Regulated firms have made Zoom central to day-to-day communication, but the compliance risk often sits in the integration layer rather than the user experience.
Supervisors and regulators expect communication records to be complete, verifiable and reproducible, and that bar is hard to meet when Zoom’s artefact capture logic and APIs keep evolving, said Theta Lake.
In practice, the difference between an integration that “connects” and one that stands up to scrutiny is governance: whether data is captured with the right fidelity, metadata and auditability, and whether the connector stays reliable as Zoom Workplace adds new content types and workflows.

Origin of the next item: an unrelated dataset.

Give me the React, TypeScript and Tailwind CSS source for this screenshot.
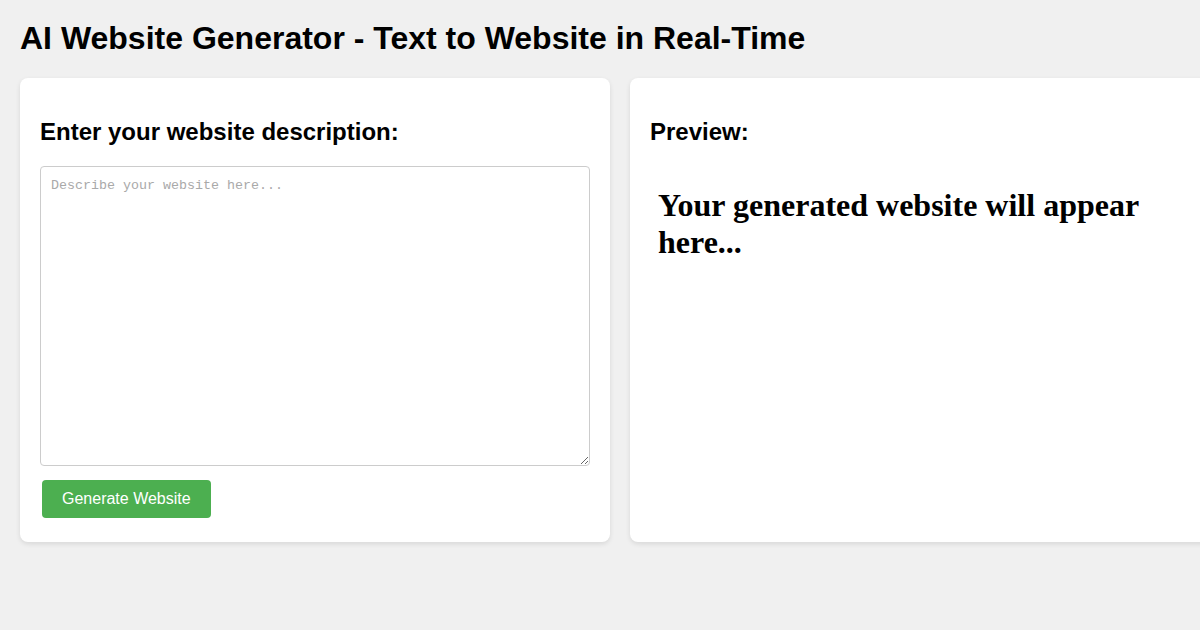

Certification, in that context, is less a marketing badge and more an engineering commitment. A certified integration must use official Zoom APIs, pass security reviews, preserve metadata fidelity and maintain reliable connectivity across meetings, messages, whiteboards, phone recordings and AI Companion outputs. Just as importantly, it requires active alignment with Zoom’s own engineering roadmap so changes to APIs or new product capabilities do not introduce silent failures that leave gaps in the record without anyone noticing.
That ongoing assurance also depends on continuous validation. A defensible compliance posture needs monitoring that confirms data is flowing as expected, permissions remain correct and that all intended users and meetings are being captured. Health checks and validation create an audit trail showing communications were collected as designed, while anomaly detection flags capture irregularities, configuration changes or disruptions early enough for teams to respond before small issues become evidentiary problems. Certification expectations also extend to access controls, with least-privilege design and secure authentication reducing the risk of over-permissioned apps in regulated environments.